Tłum gromadził się również na placu Wojska Polskiego, szczególnie za sprawą pokazu rzeźbienia w lodzie postaci misia oraz napisu z hasłem imprezy. Ledwo na nogach mogła ustać kręcąca się tam wielka maskotka, którą licznie oblegały dzieci, tuląc się do niej, przybijając piątki i robiąc pamiątkowe zdjęcia. Dzielnie jednak wytrzymała napór dziecięcej radości i dała maluchom mnóstwo frajdy. 

Jak się okazuje, Dzień Pluszowego Misia wcale nie oznacza, że nie mogą się bawić i dorośli. Dla nich w Starym Ratuszu zorganizowano „Andrzejkowe spotkanie z Prawdziwą Wróżką”, a w sąsiednim 2Be Clubie imprezę andrzejkową, podczas której wystąpili Aretha Sax, M Drums, Alien X i Revinsky.

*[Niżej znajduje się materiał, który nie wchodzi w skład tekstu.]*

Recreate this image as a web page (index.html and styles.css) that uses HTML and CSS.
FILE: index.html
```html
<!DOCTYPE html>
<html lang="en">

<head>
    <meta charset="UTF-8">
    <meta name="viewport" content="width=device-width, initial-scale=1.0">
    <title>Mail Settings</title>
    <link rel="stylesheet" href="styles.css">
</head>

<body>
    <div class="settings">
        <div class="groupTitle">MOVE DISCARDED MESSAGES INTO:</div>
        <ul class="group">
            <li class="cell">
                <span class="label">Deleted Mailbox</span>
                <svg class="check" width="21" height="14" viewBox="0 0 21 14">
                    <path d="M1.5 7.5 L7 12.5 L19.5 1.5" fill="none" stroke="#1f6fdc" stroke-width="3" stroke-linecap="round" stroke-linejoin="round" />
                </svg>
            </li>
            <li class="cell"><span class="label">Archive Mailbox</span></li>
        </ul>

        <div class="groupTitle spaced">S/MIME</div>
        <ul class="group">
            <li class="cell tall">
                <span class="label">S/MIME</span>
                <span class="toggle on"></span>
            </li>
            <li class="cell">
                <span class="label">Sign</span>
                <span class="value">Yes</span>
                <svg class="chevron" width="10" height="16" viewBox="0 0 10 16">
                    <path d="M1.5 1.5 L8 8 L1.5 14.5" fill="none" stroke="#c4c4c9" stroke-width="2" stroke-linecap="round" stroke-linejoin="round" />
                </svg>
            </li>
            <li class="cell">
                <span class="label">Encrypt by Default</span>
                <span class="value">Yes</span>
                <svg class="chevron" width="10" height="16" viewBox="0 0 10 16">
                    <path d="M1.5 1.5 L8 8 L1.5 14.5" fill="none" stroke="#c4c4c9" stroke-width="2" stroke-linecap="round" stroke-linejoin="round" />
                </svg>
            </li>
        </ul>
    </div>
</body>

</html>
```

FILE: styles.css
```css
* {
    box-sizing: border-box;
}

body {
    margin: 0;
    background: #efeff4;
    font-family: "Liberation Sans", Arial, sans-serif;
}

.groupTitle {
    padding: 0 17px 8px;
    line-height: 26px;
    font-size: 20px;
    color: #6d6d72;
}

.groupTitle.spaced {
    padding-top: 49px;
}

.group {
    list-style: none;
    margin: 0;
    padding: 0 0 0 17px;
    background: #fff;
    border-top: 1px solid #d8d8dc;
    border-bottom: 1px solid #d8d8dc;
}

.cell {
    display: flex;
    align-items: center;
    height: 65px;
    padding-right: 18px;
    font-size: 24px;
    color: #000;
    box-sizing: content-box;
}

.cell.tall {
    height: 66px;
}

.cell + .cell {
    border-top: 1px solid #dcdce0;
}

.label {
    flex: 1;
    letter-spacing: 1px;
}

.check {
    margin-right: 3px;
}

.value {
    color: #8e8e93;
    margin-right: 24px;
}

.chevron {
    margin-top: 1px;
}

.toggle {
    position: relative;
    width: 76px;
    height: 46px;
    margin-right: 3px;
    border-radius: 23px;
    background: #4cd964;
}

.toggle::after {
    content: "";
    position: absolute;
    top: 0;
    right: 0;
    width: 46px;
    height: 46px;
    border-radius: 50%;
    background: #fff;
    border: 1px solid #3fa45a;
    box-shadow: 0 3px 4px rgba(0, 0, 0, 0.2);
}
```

Wygląda na to, że „#chceMISIE” mieszkańcy Bielska-Białej pokochali - można by rzecz - od pierwszego wejrzenia. - Listopad z reguły był miesiącem, w którym imprez plenerowych było mniej, niż choćby grudniu. A teraz okazją do świetnej zabawy stał się Dzień Pluszowego Misia. Cieszymy się z zainteresowania mieszkańców i tego, jak pięknie wygląda i jak tętni życiem rejon placu Wojska Polskiego z ulicami Ratuszową i 11 Listopada. Już mamy nowe pomysły na przyszłoroczną edycję. Chcemy, by miała jeszcze większy rozmach - zapowiada tajemniczo Małgorzata Chełchowska-Rak, dyrektor Bielskiego Centrum Kultury.